** START OF Data excerpt **
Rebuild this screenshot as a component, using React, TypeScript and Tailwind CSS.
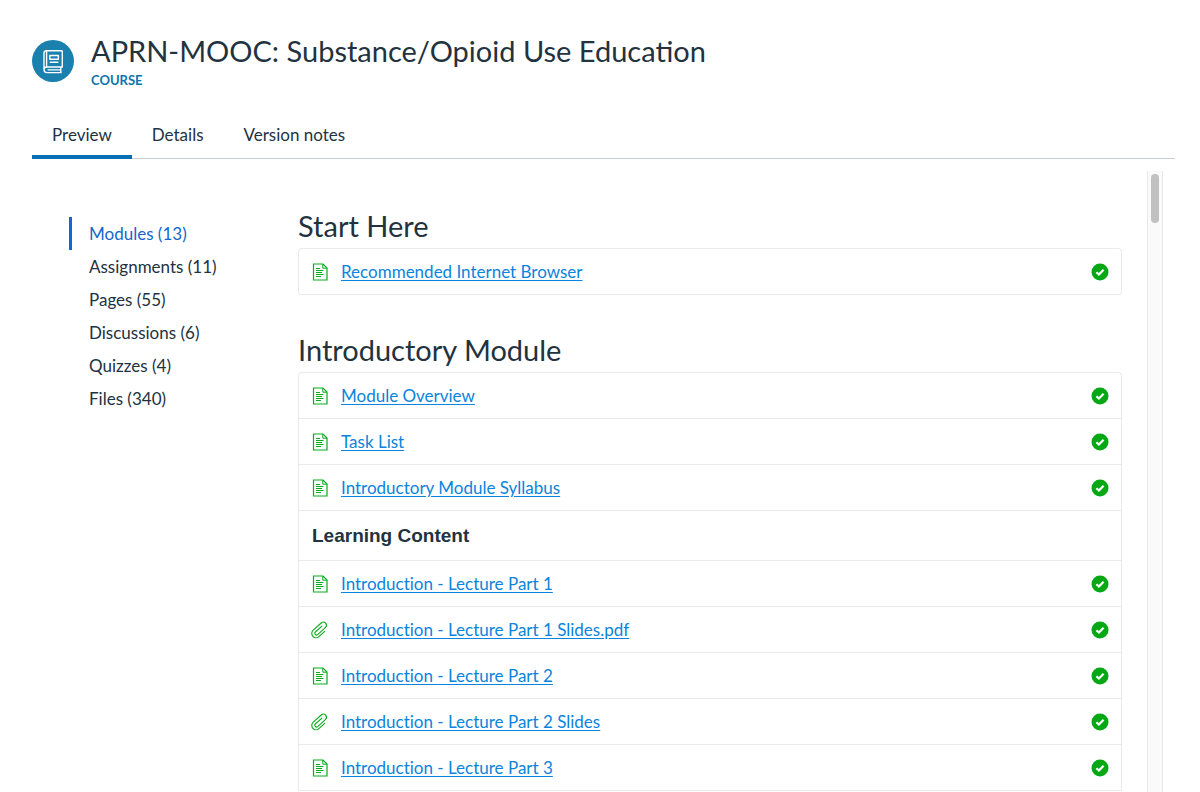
import clsx from 'clsx'
import { useState } from 'react'

type ItemKind = 'page' | 'attachment' | 'header'

type ModuleItem = {
  kind: ItemKind
  title: string
}

type CourseModule = {
  title: string
  items: ModuleItem[]
}

const tabs = ['Preview', 'Details', 'Version notes']

const sections = [
  { label: 'Modules', count: 13 },
  { label: 'Assignments', count: 11 },
  { label: 'Pages', count: 55 },
  { label: 'Discussions', count: 6 },
  { label: 'Quizzes', count: 4 },
  { label: 'Files', count: 340 },
]

const modules: CourseModule[] = [
  {
    title: 'Start Here',
    items: [{ kind: 'page', title: 'Recommended Internet Browser' }],
  },
  {
    title: 'Introductory Module',
    items: [
      { kind: 'page', title: 'Module Overview' },
      { kind: 'page', title: 'Task List' },
      { kind: 'page', title: 'Introductory Module Syllabus' },
      { kind: 'header', title: 'Learning Content' },
      { kind: 'page', title: 'Introduction - Lecture Part 1' },
      { kind: 'attachment', title: 'Introduction - Lecture Part 1 Slides.pdf' },
      { kind: 'page', title: 'Introduction - Lecture Part 2' },
      { kind: 'attachment', title: 'Introduction - Lecture Part 2 Slides' },
      { kind: 'page', title: 'Introduction - Lecture Part 3' },
    ],
  },
]

function CourseIcon() {
  return (
    <svg viewBox="0 0 42 42" className="size-[42px] shrink-0" fill="none" aria-hidden="true">
      <circle cx="21" cy="21" r="21" fill="#1a80ae" />
      <g stroke="#fff" strokeWidth="1.4" strokeLinejoin="round">
        <path d="M30.3 10.7H14.4c-1.500 0-2.400 1-2.400 2.400v16.500c0 1.700 1.100 3 2.800 3h14.800M30.300 10.700v16.300H14.800c-1.600 0-2.800 1-2.800 2.600M14.600 11v16" />
        <path d="M17.800 15.500h8.600v3.800h-8.600zM17.800 22.300h8.600M15.600 29.900h13.200M28.800 27v5.500" />
      </g>
    </svg>
  )
}

function PageIcon() {
  return (
    <svg viewBox="0 0 18 18" className="size-[18px] shrink-0" fill="none" stroke="#0aab1c" aria-hidden="true">
      <path d="M2.500 1h9.500l4 4v12h-13.500z" strokeWidth="1.200" />
      <path d="M11.800 1v4.200h4.200" strokeWidth="1" />
      <path d="M5 5.500h4M5 7.500h7.500M5 9.500h6M5 11.500h7.500M5 13.500h5" strokeWidth="1" />
    </svg>
  )
}

function AttachmentIcon() {
  return (
    <svg
      viewBox="0 0 18 18"
      className="size-[18px] shrink-0 overflow-visible"
      fill="none"
      stroke="#0aab1c"
      strokeWidth="1.100"
      strokeLinecap="round"
      aria-hidden="true"
    >
      <path
        d="M13 7.400H4.200a1.700 1.700 0 0 0 0 3.400H14.600a3.100 3.100 0 0 0 0-6.200H3.800a4.300 4.300 0 0 0 0 8.600H11.500"
        transform="rotate(-42 9 9)"
      />
    </svg>
  )
}

function PublishedIcon() {
  return (
    <svg viewBox="0 0 18 18" className="size-[18px] shrink-0" role="img" aria-label="Published">
      <circle cx="9" cy="9" r="8.500" fill="#03a814" />
      <path d="M5.400 9.200l2.500 2.300 4.700-4.700" fill="none" stroke="#fff" strokeWidth="2.200" />
    </svg>
  )
}

function ModuleRow({ item }: { item: ModuleItem }) {
  if (item.kind === 'header') {
    return (
      <li className="flex h-[50px] items-center border-b border-[#e8eaec] px-[13px]">
        <h3 className="font-['Liberation_Sans',sans-serif] text-[19px] leading-6 font-bold">{item.title}</h3>
      </li>
    )
  }

  return (
    <li className="flex h-[46px] items-center gap-3 border-b border-[#e8eaec] px-3">
      {item.kind === 'page' ? <PageIcon /> : <AttachmentIcon />}
      <a href="#" className="text-[17px] leading-6 text-[#0a84dc] underline underline-offset-2">
        {item.title}
      </a>
      <span className="ml-auto flex">
        <PublishedIcon />
      </span>
    </li>
  )
}

export default function App() {
  const [activeTab, setActiveTab] = useState('Preview')
  const [activeSection, setActiveSection] = useState('Modules')

  return (
    <div className="flex h-screen flex-col overflow-hidden bg-white pr-[25px] pl-8 font-['Lato',sans-serif] text-[#22323f]">
      <header className="flex items-start gap-[17px] pt-8">
        <div className="pt-2">
          <CourseIcon />
        </div>
        <div>
          <h1 className="mb-0.5 text-[29px] leading-[38px]">APRN-MOOC: Substance/Opioid Use Education</h1>
          <p className="text-[13px] leading-4 font-bold text-[#0e75ab] uppercase">Course</p>
        </div>
      </header>

      <div className="mt-6 flex shrink-0 border-b border-[#c7cdd1]" role="tablist">
        {tabs.map((tab) => (
          <button
            key={tab}
            type="button"
            role="tab"
            aria-selected={tab === activeTab}
            className={clsx(
              '-mb-px h-[47px] border-b-4 px-5 pt-0.5 text-[17px] leading-6',
              tab === activeTab ? 'border-[#0770b3]' : 'border-transparent',
            )}
            onClick={() => setActiveTab(tab)}
          >
            {tab}
          </button>
        ))}
      </div>

      <div className="mt-3 flex min-h-0 flex-1 pr-3">
        <nav className="w-[229px] shrink-0 pt-[46px] pl-[37px]" aria-label="Course content">
          {sections.map(({ label, count }) => (
            <a
              key={label}
              href="#"
              className={clsx(
                'flex h-[33px] items-center border-l-3 pl-[17px] text-[17px] leading-6',
                label === activeSection ? 'border-[#1467cc] text-[#1467cc]' : 'border-transparent',
              )}
              onClick={() => setActiveSection(label)}
            >
              {label} ({count})
            </a>
          ))}
        </nav>

        <main className="min-w-0 flex-1 overflow-hidden pt-9 pr-[25px] pl-[37px] [font-variant-ligatures:none]">
          {modules.map((module) => (
            <section key={module.title} className="group mb-9">
              <h2 className="mb-[3px] text-[29px] leading-[38px]">{module.title}</h2>
              <ul className="rounded border border-b-0 border-[#e8eaec] group-last:rounded-b-none">
                {module.items.map((item) => (
                  <ModuleRow key={item.title} item={item} />
                ))}
              </ul>
            </section>
          ))}
        </main>

        <div className="w-4 shrink-0 border-x border-[#e8e8e8] bg-[#fafafa] px-[3px] pt-[3px]" aria-hidden="true">
          <div className="h-[49px] rounded-full bg-[#c1c1c1]" />
        </div>
      </div>
    </div>
  )
}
** END OF Data excerpt **
▸ **Required task**
Your copy of the data should match it exactly, except that pictures are left out.

▸ **Output of the task**
Rebuild this screenshot as a component, using React, TypeScript and Tailwind CSS.
import clsx from 'clsx'
import { useState } from 'react'

type ItemKind = 'page' | 'attachment' | 'header'

type ModuleItem = {
  kind: ItemKind
  title: string
}

type CourseModule = {
  title: string
  items: ModuleItem[]
}

const tabs = ['Preview', 'Details', 'Version notes']

const sections = [
  { label: 'Modules', count: 13 },
  { label: 'Assignments', count: 11 },
  { label: 'Pages', count: 55 },
  { label: 'Discussions', count: 6 },
  { label: 'Quizzes', count: 4 },
  { label: 'Files', count: 340 },
]

const modules: CourseModule[] = [
  {
    title: 'Start Here',
    items: [{ kind: 'page', title: 'Recommended Internet Browser' }],
  },
  {
    title: 'Introductory Module',
    items: [
      { kind: 'page', title: 'Module Overview' },
      { kind: 'page', title: 'Task List' },
      { kind: 'page', title: 'Introductory Module Syllabus' },
      { kind: 'header', title: 'Learning Content' },
      { kind: 'page', title: 'Introduction - Lecture Part 1' },
      { kind: 'attachment', title: 'Introduction - Lecture Part 1 Slides.pdf' },
      { kind: 'page', title: 'Introduction - Lecture Part 2' },
      { kind: 'attachment', title: 'Introduction - Lecture Part 2 Slides' },
      { kind: 'page', title: 'Introduction - Lecture Part 3' },
    ],
  },
]

function CourseIcon() {
  return (
    <svg viewBox="0 0 42 42" className="size-[42px] shrink-0" fill="none" aria-hidden="true">
      <circle cx="21" cy="21" r="21" fill="#1a80ae" />
      <g stroke="#fff" strokeWidth="1.4" strokeLinejoin="round">
        <path d="M30.3 10.7H14.4c-1.500 0-2.400 1-2.400 2.400v16.500c0 1.700 1.100 3 2.800 3h14.800M30.300 10.700v16.300H14.800c-1.600 0-2.800 1-2.800 2.600M14.600 11v16" />
        <path d="M17.800 15.500h8.600v3.800h-8.600zM17.800 22.300h8.600M15.600 29.900h13.200M28.800 27v5.500" />
      </g>
    </svg>
  )
}

function PageIcon() {
  return (
    <svg viewBox="0 0 18 18" className="size-[18px] shrink-0" fill="none" stroke="#0aab1c" aria-hidden="true">
      <path d="M2.500 1h9.500l4 4v12h-13.500z" strokeWidth="1.200" />
      <path d="M11.800 1v4.200h4.200" strokeWidth="1" />
      <path d="M5 5.500h4M5 7.500h7.500M5 9.500h6M5 11.500h7.500M5 13.500h5" strokeWidth="1" />
    </svg>
  )
}

function AttachmentIcon() {
  return (
    <svg
      viewBox="0 0 18 18"
      className="size-[18px] shrink-0 overflow-visible"
      fill="none"
      stroke="#0aab1c"
      strokeWidth="1.100"
      strokeLinecap="round"
      aria-hidden="true"
    >
      <path
        d="M13 7.400H4.200a1.700 1.700 0 0 0 0 3.400H14.600a3.100 3.100 0 0 0 0-6.200H3.800a4.300 4.300 0 0 0 0 8.600H11.500"
        transform="rotate(-42 9 9)"
      />
    </svg>
  )
}

function PublishedIcon() {
  return (
    <svg viewBox="0 0 18 18" className="size-[18px] shrink-0" role="img" aria-label="Published">
      <circle cx="9" cy="9" r="8.500" fill="#03a814" />
      <path d="M5.400 9.200l2.500 2.300 4.700-4.700" fill="none" stroke="#fff" strokeWidth="2.200" />
    </svg>
  )
}

function ModuleRow({ item }: { item: ModuleItem }) {
  if (item.kind === 'header') {
    return (
      <li className="flex h-[50px] items-center border-b border-[#e8eaec] px-[13px]">
        <h3 className="font-['Liberation_Sans',sans-serif] text-[19px] leading-6 font-bold">{item.title}</h3>
      </li>
    )
  }

  return (
    <li className="flex h-[46px] items-center gap-3 border-b border-[#e8eaec] px-3">
      {item.kind === 'page' ? <PageIcon /> : <AttachmentIcon />}
      <a href="#" className="text-[17px] leading-6 text-[#0a84dc] underline underline-offset-2">
        {item.title}
      </a>
      <span className="ml-auto flex">
        <PublishedIcon />
      </span>
    </li>
  )
}

export default function App() {
  const [activeTab, setActiveTab] = useState('Preview')
  const [activeSection, setActiveSection] = useState('Modules')

  return (
    <div className="flex h-screen flex-col overflow-hidden bg-white pr-[25px] pl-8 font-['Lato',sans-serif] text-[#22323f]">
      <header className="flex items-start gap-[17px] pt-8">
        <div className="pt-2">
          <CourseIcon />
        </div>
        <div>
          <h1 className="mb-0.5 text-[29px] leading-[38px]">APRN-MOOC: Substance/Opioid Use Education</h1>
          <p className="text-[13px] leading-4 font-bold text-[#0e75ab] uppercase">Course</p>
        </div>
      </header>

      <div className="mt-6 flex shrink-0 border-b border-[#c7cdd1]" role="tablist">
        {tabs.map((tab) => (
          <button
            key={tab}
            type="button"
            role="tab"
            aria-selected={tab === activeTab}
            className={clsx(
              '-mb-px h-[47px] border-b-4 px-5 pt-0.5 text-[17px] leading-6',
              tab === activeTab ? 'border-[#0770b3]' : 'border-transparent',
            )}
            onClick={() => setActiveTab(tab)}
          >
            {tab}
          </button>
        ))}
      </div>

      <div className="mt-3 flex min-h-0 flex-1 pr-3">
        <nav className="w-[229px] shrink-0 pt-[46px] pl-[37px]" aria-label="Course content">
          {sections.map(({ label, count }) => (
            <a
              key={label}
              href="#"
              className={clsx(
                'flex h-[33px] items-center border-l-3 pl-[17px] text-[17px] leading-6',
                label === activeSection ? 'border-[#1467cc] text-[#1467cc]' : 'border-transparent',
              )}
              onClick={() => setActiveSection(label)}
            >
              {label} ({count})
            </a>
          ))}
        </nav>

        <main className="min-w-0 flex-1 overflow-hidden pt-9 pr-[25px] pl-[37px] [font-variant-ligatures:none]">
          {modules.map((module) => (
            <section key={module.title} className="group mb-9">
              <h2 className="mb-[3px] text-[29px] leading-[38px]">{module.title}</h2>
              <ul className="rounded border border-b-0 border-[#e8eaec] group-last:rounded-b-none">
                {module.items.map((item) => (
                  <ModuleRow key={item.title} item={item} />
                ))}
              </ul>
            </section>
          ))}
        </main>

        <div className="w-4 shrink-0 border-x border-[#e8e8e8] bg-[#fafafa] px-[3px] pt-[3px]" aria-hidden="true">
          <div className="h-[49px] rounded-full bg-[#c1c1c1]" />
        </div>
      </div>
    </div>
  )
}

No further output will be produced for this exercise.